Objekt des Monats - März 2021

Buttermaschine/Butterschleuder

vor 1939, Holz und Eisen
Inv. Nr.: VI A 2020/38


Die Herstellung von Butter hat lange Tradition, wobei es über die Jahrtausende verschiedene Herstellungsprozesse gab, die sich stets ähnelten: Rohmilch wurde in Magermilch und Rahm getrennt, woraufhin der Rahm in ein Butterfass bzw. eine Buttermaschine gegeben wurde. Anschließend wurden die hölzernen Rührflügel in die Maschine eingehängt, die gedreht werden konnten. Je nach Butterschleuder musste der Rahm über einen längeren Zeitraum geschlagen werden, bevor die sich abgetrennte Buttermilch abgegossen wurde. Bis diese restlos aus der Butter entfernt war, musste das Endprodukt noch mehrmals gewaschen und dann die Flüssigkeit ausgeschlagen werden, damit sie nicht ranzig wurde. Die fertige Butter wurde schließlich mit hölzernen Modeln geformt.

Die gezeigte Buttermaschine wurde laut dem Etikett auf dem Deckel von der Firma Julius Karpf vertrieben. Hierbei handelte es sich um ein Fuldaer Geschäft, welches sich vor allem auf den Verkauf von Landmaschinen, aber auch Haushaltsgeräten und ähnlichem spezialisiert hatte.

Als die Nationalsozialisten die Macht übernahmen, betrieb der 1904 geborene Julius Karpf die Firma, die bereits von seinem Großvater gegründet worden war. Das Logo in Form eines Karpfens innerhalb eines Davidsterns könnte von seinem Vater Joseph gewählt worden sein, der hiermit seinen Namen mit dem Geburtsnamen seiner Frau Karolina „Lina“ Stern und ihrer gemeinsamen jüdischen Identität verband.
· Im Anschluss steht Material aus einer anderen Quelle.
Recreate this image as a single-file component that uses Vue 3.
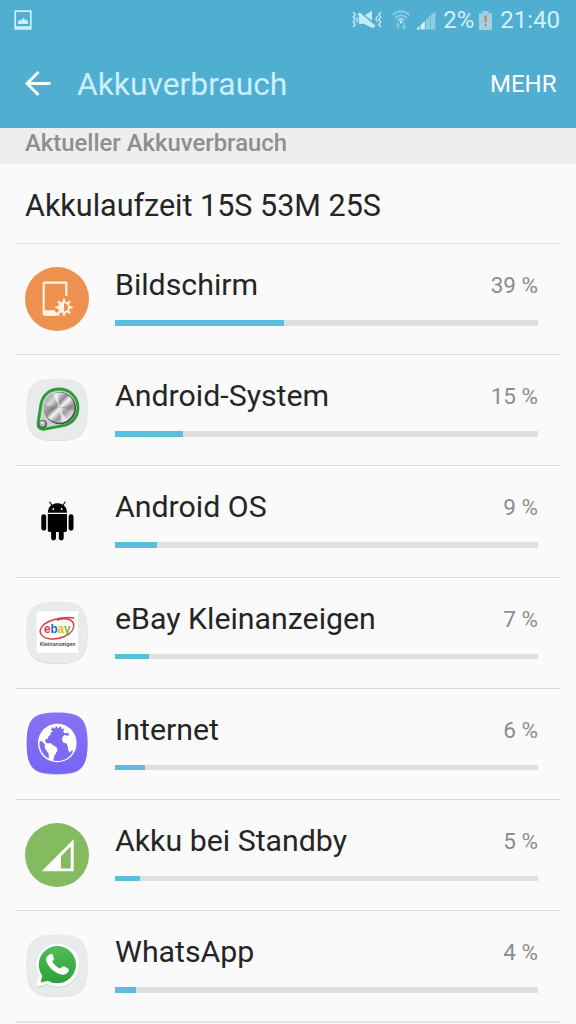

Die Familie, die sich ab 1933 mit einer Brandmarkung als „Wucherer“ und „Rassenschänder“ konfrontiert sah, entschied sich bereits relativ früh für eine Auswanderung in die Niederlande. Schon ab diesem Jahr ließen sich die Karpfs nach und nach im niederländischen Zwolle nieder. Als die Niederlande unter deutsche Herrschaft fielen, wurde die Familie Karpf wie die anderen 800 Juden in der Provinz Nordbrabant im April 1943 aufgefordert, sich in das Lager Vught zu begeben. Nachdem sie von dort aus in das polizeiliche Judendurchgangslager Westerbork verschleppt worden waren, sendete man sie in das Vernichtungslager Sobibor, wo die gesamte Familie im Mai 1943 ermordet wurde.